• Source data
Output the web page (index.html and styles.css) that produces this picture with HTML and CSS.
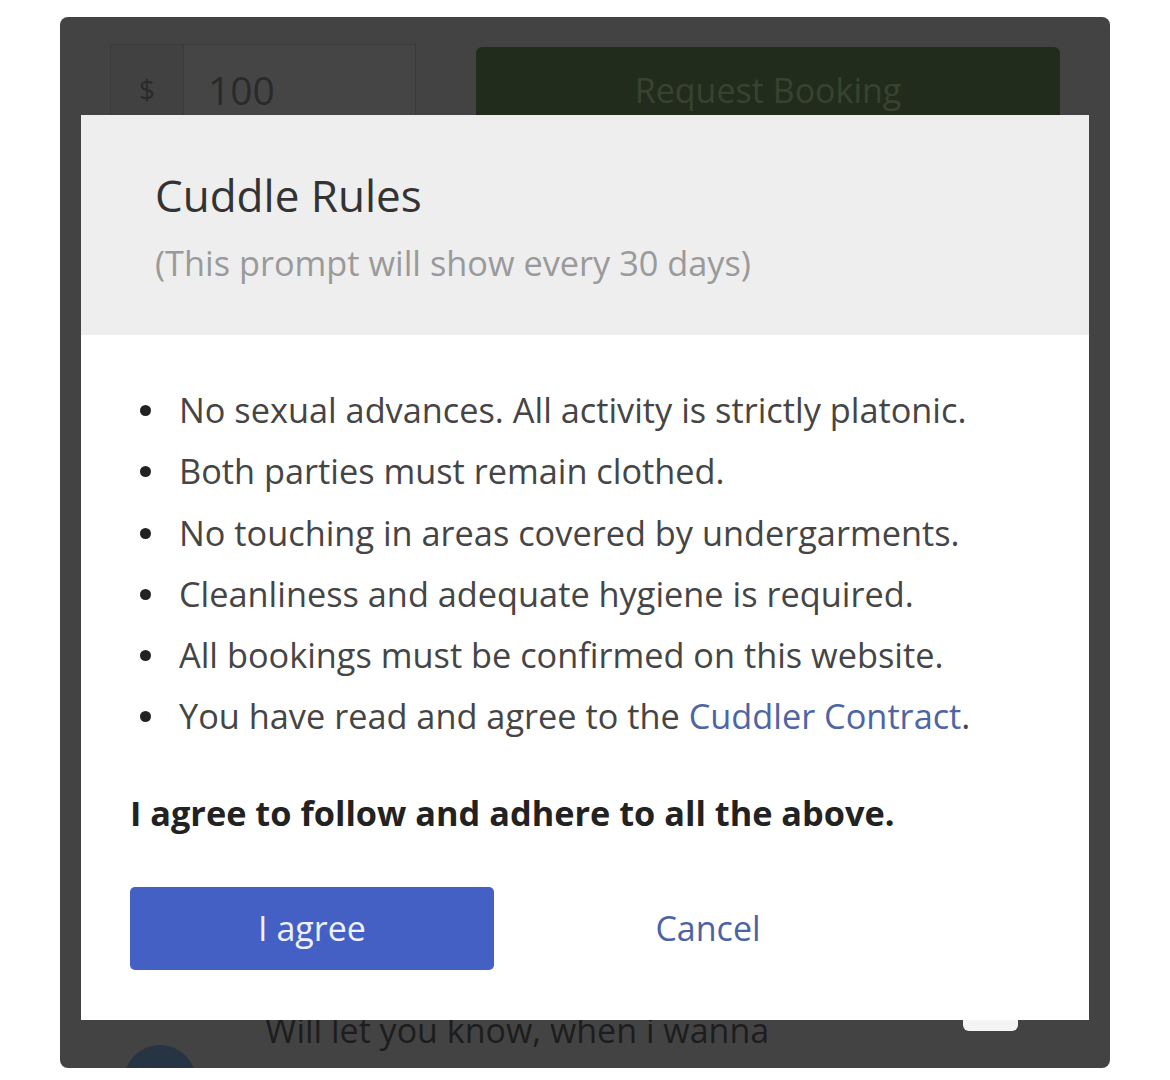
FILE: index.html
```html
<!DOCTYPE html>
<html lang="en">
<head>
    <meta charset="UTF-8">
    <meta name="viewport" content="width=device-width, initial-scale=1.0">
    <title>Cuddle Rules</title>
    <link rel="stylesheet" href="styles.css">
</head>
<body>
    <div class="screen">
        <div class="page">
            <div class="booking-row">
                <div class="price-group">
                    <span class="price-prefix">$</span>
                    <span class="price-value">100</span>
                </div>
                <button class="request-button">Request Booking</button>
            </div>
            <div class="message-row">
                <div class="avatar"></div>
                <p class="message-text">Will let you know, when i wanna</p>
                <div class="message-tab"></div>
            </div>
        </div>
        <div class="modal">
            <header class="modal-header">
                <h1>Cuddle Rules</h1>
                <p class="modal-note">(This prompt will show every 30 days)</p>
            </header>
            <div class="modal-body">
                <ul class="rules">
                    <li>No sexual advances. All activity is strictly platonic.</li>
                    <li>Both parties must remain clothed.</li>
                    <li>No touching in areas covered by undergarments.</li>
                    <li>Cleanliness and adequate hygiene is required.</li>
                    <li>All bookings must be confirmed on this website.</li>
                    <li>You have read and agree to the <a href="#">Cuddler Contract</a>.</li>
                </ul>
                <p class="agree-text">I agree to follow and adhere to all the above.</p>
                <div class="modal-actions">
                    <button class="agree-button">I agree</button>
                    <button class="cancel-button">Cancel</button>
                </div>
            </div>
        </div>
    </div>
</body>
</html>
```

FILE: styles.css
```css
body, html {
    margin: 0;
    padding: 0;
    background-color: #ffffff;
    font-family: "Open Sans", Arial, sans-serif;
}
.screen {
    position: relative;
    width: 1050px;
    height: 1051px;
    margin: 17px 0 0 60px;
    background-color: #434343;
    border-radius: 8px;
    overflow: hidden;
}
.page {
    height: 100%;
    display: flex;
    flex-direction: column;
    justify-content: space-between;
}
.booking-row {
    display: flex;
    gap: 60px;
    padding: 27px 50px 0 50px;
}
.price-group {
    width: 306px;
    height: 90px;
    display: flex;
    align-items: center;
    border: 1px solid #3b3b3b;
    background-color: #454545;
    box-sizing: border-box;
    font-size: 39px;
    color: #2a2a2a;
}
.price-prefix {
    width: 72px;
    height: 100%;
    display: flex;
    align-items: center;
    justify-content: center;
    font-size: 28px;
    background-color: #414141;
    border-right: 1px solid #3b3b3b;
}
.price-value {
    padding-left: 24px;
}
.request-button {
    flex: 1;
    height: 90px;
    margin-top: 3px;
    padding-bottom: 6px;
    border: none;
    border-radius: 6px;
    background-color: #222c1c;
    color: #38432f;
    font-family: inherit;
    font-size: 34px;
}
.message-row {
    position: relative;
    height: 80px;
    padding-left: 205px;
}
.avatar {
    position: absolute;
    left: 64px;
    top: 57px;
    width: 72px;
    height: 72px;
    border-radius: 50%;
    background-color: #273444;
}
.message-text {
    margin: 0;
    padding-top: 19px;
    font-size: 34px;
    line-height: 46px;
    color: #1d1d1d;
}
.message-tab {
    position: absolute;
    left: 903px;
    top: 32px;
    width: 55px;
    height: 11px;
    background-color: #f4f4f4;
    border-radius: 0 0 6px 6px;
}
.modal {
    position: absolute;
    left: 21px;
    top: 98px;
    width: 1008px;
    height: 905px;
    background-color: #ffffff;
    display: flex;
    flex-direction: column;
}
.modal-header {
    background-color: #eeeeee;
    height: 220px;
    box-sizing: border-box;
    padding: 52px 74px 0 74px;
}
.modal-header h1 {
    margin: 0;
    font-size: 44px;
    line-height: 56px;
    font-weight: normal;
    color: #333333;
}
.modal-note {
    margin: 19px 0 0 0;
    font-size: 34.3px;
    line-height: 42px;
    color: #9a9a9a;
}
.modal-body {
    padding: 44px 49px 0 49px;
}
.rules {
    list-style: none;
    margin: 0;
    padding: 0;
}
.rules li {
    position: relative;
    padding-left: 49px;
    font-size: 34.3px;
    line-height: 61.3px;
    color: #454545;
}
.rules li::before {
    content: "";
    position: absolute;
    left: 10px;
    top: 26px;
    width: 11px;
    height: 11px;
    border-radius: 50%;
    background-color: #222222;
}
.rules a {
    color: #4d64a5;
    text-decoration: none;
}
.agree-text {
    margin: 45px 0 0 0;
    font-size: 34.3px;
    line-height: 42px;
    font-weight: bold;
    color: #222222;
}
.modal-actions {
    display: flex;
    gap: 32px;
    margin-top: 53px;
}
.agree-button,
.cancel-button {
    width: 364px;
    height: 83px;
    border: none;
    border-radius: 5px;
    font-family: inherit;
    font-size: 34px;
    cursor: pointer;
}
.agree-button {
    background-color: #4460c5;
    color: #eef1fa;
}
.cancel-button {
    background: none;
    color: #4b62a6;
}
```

• Task to carry out
Reproduce all of the material above word for word. Omit the pictures.

• Right answer
Output the web page (index.html and styles.css) that produces this picture with HTML and CSS.
FILE: index.html
```html
<!DOCTYPE html>
<html lang="en">
<head>
    <meta charset="UTF-8">
    <meta name="viewport" content="width=device-width, initial-scale=1.0">
    <title>Cuddle Rules</title>
    <link rel="stylesheet" href="styles.css">
</head>
<body>
    <div class="screen">
        <div class="page">
            <div class="booking-row">
                <div class="price-group">
                    <span class="price-prefix">$</span>
                    <span class="price-value">100</span>
                </div>
                <button class="request-button">Request Booking</button>
            </div>
            <div class="message-row">
                <div class="avatar"></div>
                <p class="message-text">Will let you know, when i wanna</p>
                <div class="message-tab"></div>
            </div>
        </div>
        <div class="modal">
            <header class="modal-header">
                <h1>Cuddle Rules</h1>
                <p class="modal-note">(This prompt will show every 30 days)</p>
            </header>
            <div class="modal-body">
                <ul class="rules">
                    <li>No sexual advances. All activity is strictly platonic.</li>
                    <li>Both parties must remain clothed.</li>
                    <li>No touching in areas covered by undergarments.</li>
                    <li>Cleanliness and adequate hygiene is required.</li>
                    <li>All bookings must be confirmed on this website.</li>
                    <li>You have read and agree to the <a href="#">Cuddler Contract</a>.</li>
                </ul>
                <p class="agree-text">I agree to follow and adhere to all the above.</p>
                <div class="modal-actions">
                    <button class="agree-button">I agree</button>
                    <button class="cancel-button">Cancel</button>
                </div>
            </div>
        </div>
    </div>
</body>
</html>
```

FILE: styles.css
```css
body, html {
    margin: 0;
    padding: 0;
    background-color: #ffffff;
    font-family: "Open Sans", Arial, sans-serif;
}
.screen {
    position: relative;
    width: 1050px;
    height: 1051px;
    margin: 17px 0 0 60px;
    background-color: #434343;
    border-radius: 8px;
    overflow: hidden;
}
.page {
    height: 100%;
    display: flex;
    flex-direction: column;
    justify-content: space-between;
}
.booking-row {
    display: flex;
    gap: 60px;
    padding: 27px 50px 0 50px;
}
.price-group {
    width: 306px;
    height: 90px;
    display: flex;
    align-items: center;
    border: 1px solid #3b3b3b;
    background-color: #454545;
    box-sizing: border-box;
    font-size: 39px;
    color: #2a2a2a;
}
.price-prefix {
    width: 72px;
    height: 100%;
    display: flex;
    align-items: center;
    justify-content: center;
    font-size: 28px;
    background-color: #414141;
    border-right: 1px solid #3b3b3b;
}
.price-value {
    padding-left: 24px;
}
.request-button {
    flex: 1;
    height: 90px;
    margin-top: 3px;
    padding-bottom: 6px;
    border: none;
    border-radius: 6px;
    background-color: #222c1c;
    color: #38432f;
    font-family: inherit;
    font-size: 34px;
}
.message-row {
    position: relative;
    height: 80px;
    padding-left: 205px;
}
.avatar {
    position: absolute;
    left: 64px;
    top: 57px;
    width: 72px;
    height: 72px;
    border-radius: 50%;
    background-color: #273444;
}
.message-text {
    margin: 0;
    padding-top: 19px;
    font-size: 34px;
    line-height: 46px;
    color: #1d1d1d;
}
.message-tab {
    position: absolute;
    left: 903px;
    top: 32px;
    width: 55px;
    height: 11px;
    background-color: #f4f4f4;
    border-radius: 0 0 6px 6px;
}
.modal {
    position: absolute;
    left: 21px;
    top: 98px;
    width: 1008px;
    height: 905px;
    background-color: #ffffff;
    display: flex;
    flex-direction: column;
}
.modal-header {
    background-color: #eeeeee;
    height: 220px;
    box-sizing: border-box;
    padding: 52px 74px 0 74px;
}
.modal-header h1 {
    margin: 0;
    font-size: 44px;
    line-height: 56px;
    font-weight: normal;
    color: #333333;
}
.modal-note {
    margin: 19px 0 0 0;
    font-size: 34.3px;
    line-height: 42px;
    color: #9a9a9a;
}
.modal-body {
    padding: 44px 49px 0 49px;
}
.rules {
    list-style: none;
    margin: 0;
    padding: 0;
}
.rules li {
    position: relative;
    padding-left: 49px;
    font-size: 34.3px;
    line-height: 61.3px;
    color: #454545;
}
.rules li::before {
    content: "";
    position: absolute;
    left: 10px;
    top: 26px;
    width: 11px;
    height: 11px;
    border-radius: 50%;
    background-color: #222222;
}
.rules a {
    color: #4d64a5;
    text-decoration: none;
}
.agree-text {
    margin: 45px 0 0 0;
    font-size: 34.3px;
    line-height: 42px;
    font-weight: bold;
    color: #222222;
}
.modal-actions {
    display: flex;
    gap: 32px;
    margin-top: 53px;
}
.agree-button,
.cancel-button {
    width: 364px;
    height: 83px;
    border: none;
    border-radius: 5px;
    font-family: inherit;
    font-size: 34px;
    cursor: pointer;
}
.agree-button {
    background-color: #4460c5;
    color: #eef1fa;
}
.cancel-button {
    background: none;
    color: #4b62a6;
}
```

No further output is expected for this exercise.